Highland Park— Graphic testimony and autopsy photos from a medical expert today revealed a 4-year-old boy who starved to death in his aunt and uncle's care was also bound by the wrists and beaten over a long period of time.
"This child was beaten and tortured," Wayne County Medical Examiner Carl Schmidt testified in 30th District Court about the Mother's Day death of Robert Byrd Jr.
After hearing almost three hours of testimony, Judge Brigette Officer ordered Randy Steven Gardner, 32, and his wife, Matilda Jane Brown Gardner, 30, to stand trial on charges of premeditated first-degree murder, felony murder, torture and first-degree child abuse.
The murder charges carry mandatory life sentences without parole. Officer ordered both to continue being held without bond in the Wayne County Jail. Both have been jailed since May 8, the day the boy was found dead.
The boy had been had been in their custody since 2009 after his mother died and his father went to jail.
Highland Park Police Officer Paul Thomas also read a statement in court today that he said Matilda Gardner volunteered after her arrest, claiming her husband beat the boy with a belt and an electric extension cord. She said she tried to stop him, but that the boy angered her husband when he wet himself.
"Randy would beat him with a belt because of it," Thomas said she told him.
Matilda Garner told Thomas the wounds on the boy's wrists weren't caused by binding, but had come from rough play with other children. Thomas said police found handcuffs inside the house.
Both adults insisted in interviews with police that Robert had been fed and ate fast food and chicken soup in the past week with the five other children in the house. Both denied the boy had been deprived of food.
"That's impossible. I fed him along with everyone else," Thomas said Matilda Gardner told him.
Schmidt testified that the boy's height was normal, but his weight of slightly more than 20 pounds was only about half of what should have been expected.
Schmidt also described 14 graphic autopsy photos that showed bruises, healed scars and open infected wounds over 90 percent of the body. There were open and infected wounds around the boy's wrists where Schmidt said he had been bound. Adhesive tape was still wrapped around the red swollen wrists. Schmidt said the boy had signs of long-term exposure to urine and feces.
Schmidt said examination of internal organs showed evidence that the boy had suffered from long-term stress and physical abuse, perhaps over a period of months.

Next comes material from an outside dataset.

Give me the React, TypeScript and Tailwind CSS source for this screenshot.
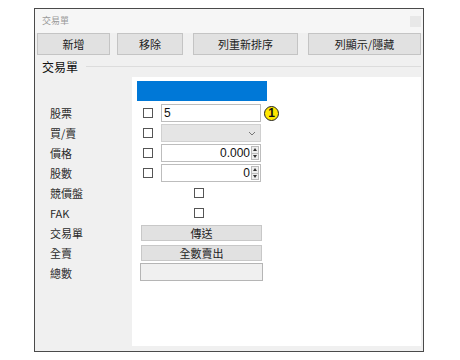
import React from 'react';

const cjk = { fontFamily: '"Noto Sans CJK TC", "Noto Sans", sans-serif' };

const labels = ['股票', '買/賣', '價格', '股數', '競價盤', 'FAK', '交易單', '全賣', '總數'];

const toolbar = [
  { text: '新增', cls: 'ml-[2px] w-[73px]' },
  { text: '移除', cls: 'ml-[7px] w-[66px]' },
  { text: '列重新排序', cls: 'ml-[10px] w-[105px]' },
  { text: '列顯示/隱藏', cls: 'ml-[10px] w-[113px]' },
];

const Box = () => <div className="w-[10px] h-[10px] border border-[#555] bg-white" />;

const Spinner = () => (
  <div className="flex flex-col w-[8px] h-[14px] mr-[1px] border border-[#bbb] bg-[#eee]">
    <div className="flex-1 flex items-center justify-center border-b border-[#bbb]">
      <div className="w-0 h-0 border-l-[2px] border-r-[2px] border-b-[3px] border-l-transparent border-r-transparent border-b-[#333]" />
    </div>
    <div className="flex-1 flex items-center justify-center">
      <div className="w-0 h-0 border-l-[2px] border-r-[2px] border-t-[3px] border-l-transparent border-r-transparent border-t-[#333]" />
    </div>
  </div>
);

const NumField: React.FC<{ value: string }> = ({ value }) => (
  <div className="w-[100px] h-[18px] border border-[#bdbdbd] bg-white flex items-center justify-end">
    <span className="text-[12px] text-[#111] mr-[1px]" style={{ fontFamily: '"Liberation Sans", sans-serif' }}>{value}</span>
    <Spinner />
  </div>
);

export default function App() {
  return (
    <div className="w-[460px] h-[360px] bg-white pt-[8px] pl-[34px]" style={cjk}>
      <div className="w-[390px] h-[344px] border border-[#4a4a4a] bg-[#f0f0f0] flex flex-col">
        {/* title bar */}
        <div className="h-[24px] flex items-center justify-between bg-[#f6f6f6]">
          <span className="ml-[7px] text-[9px] text-[#9a9a9a]">交易單</span>
          <div className="w-[11px] h-[11px] mr-[2px] bg-[#e8e8e8]" />
        </div>
        {/* toolbar */}
        <div className="h-[23px] flex">
          {toolbar.map((b) => (
            <div
              key={b.text}
              className={`${b.cls} h-[22px] bg-[#e1e1e1] border border-[#c4c4c4] flex items-center justify-center text-[11px] text-[#222]`}
            >
              {b.text}
            </div>
          ))}
        </div>
        {/* group header */}
        <div className="h-[21px] flex items-center">
          <span className="ml-[7px] text-[12px] text-[#111]">交易單</span>
          <div className="flex-1 h-px bg-[#dcdcdc] ml-[8px] mr-[2px]" />
        </div>
        {/* body */}
        <div className="flex-1 flex mx-[2px] mb-[5px]">
          <div className="w-[95px] bg-[#f0f0f0] pt-[26px]">
            {labels.map((l) => (
              <div key={l} className="h-[20px] pl-[13px] flex items-center text-[11px] text-[#2a2a2a]">
                {l}
              </div>
            ))}
          </div>
          <div className="flex-1 bg-white pt-[4px]">
            <div className="ml-[5px] w-[130px] h-[20px] bg-[#0078d7]" />
            <div className="mt-[2px]">
              {/* 股票 */}
              <div className="h-[20px] flex items-center">
                <div className="ml-[11px]"><Box /></div>
                <div className="ml-[8px] w-[100px] h-[18px] border border-[#bdbdbd] bg-white flex items-center">
                  <span className="ml-[2px] text-[12px] text-[#111]" style={{ fontFamily: '"Liberation Sans", sans-serif' }}>5</span>
                </div>
                <div className="ml-[3px] w-[15px] h-[15px] rounded-full bg-[#ffe800] border-[1.5px] border-[#222] flex items-center justify-center text-[12px] font-bold leading-none text-[#111]" style={{ fontFamily: '"Liberation Sans", sans-serif' }}>
                  1
                </div>
              </div>
              {/* 買/賣 */}
              <div className="h-[20px] flex items-center">
                <div className="ml-[11px]"><Box /></div>
                <div className="ml-[8px] w-[100px] h-[18px] border border-[#d0d0d0] bg-[#e5e5e5] flex items-center justify-end">
                  <svg width="8" height="5" viewBox="0 0 8 5" className="mr-[4px]">
                    <path d="M1 1 L4 4 L7 1" fill="none" stroke="#777" strokeWidth="1" />
                  </svg>
                </div>
              </div>
              {/* 價格 */}
              <div className="h-[20px] flex items-center">
                <div className="ml-[11px]"><Box /></div>
                <div className="ml-[8px]"><NumField value="0.000" /></div>
              </div>
              {/* 股數 */}
              <div className="h-[20px] flex items-center">
                <div className="ml-[11px]"><Box /></div>
                <div className="ml-[8px]"><NumField value="0" /></div>
              </div>
              {/* 競價盤 */}
              <div className="h-[20px] flex items-center">
                <div className="ml-[62px]"><Box /></div>
              </div>
              {/* FAK */}
              <div className="h-[20px] flex items-center">
                <div className="ml-[62px]"><Box /></div>
              </div>
              {/* 傳送 */}
              <div className="h-[20px] flex items-center">
                <div className="ml-[9px] w-[121px] h-[16px] bg-[#e1e1e1] border border-[#c8c8c8] flex items-center justify-center text-[11px] text-[#222]">
                  傳送
                </div>
              </div>
              {/* 全數賣出 */}
              <div className="h-[20px] flex items-center">
                <div className="ml-[9px] w-[121px] h-[16px] bg-[#e1e1e1] border border-[#c8c8c8] flex items-center justify-center text-[11px] text-[#222]">
                  全數賣出
                </div>
              </div>
              {/* 總數 */}
              <div className="h-[20px] flex items-start">
                <div className="ml-[8px] w-[123px] h-[18px] bg-[#f0f0f0] border border-[#b5b5b5]" />
              </div>
            </div>
          </div>
        </div>
      </div>
    </div>
  );
}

Court-appointed defense lawyers Robert Kinney and Lillian Diallo asked if family reports that the boy had suffered from sickle cell anemia could have contributed to his condition. Schmidt said the boy didn't have sickle cell anemia.
Five other children in the California Street home, including the victim's 6-year-old brother and the Gardners' four sons, were taken by Child Protective Services.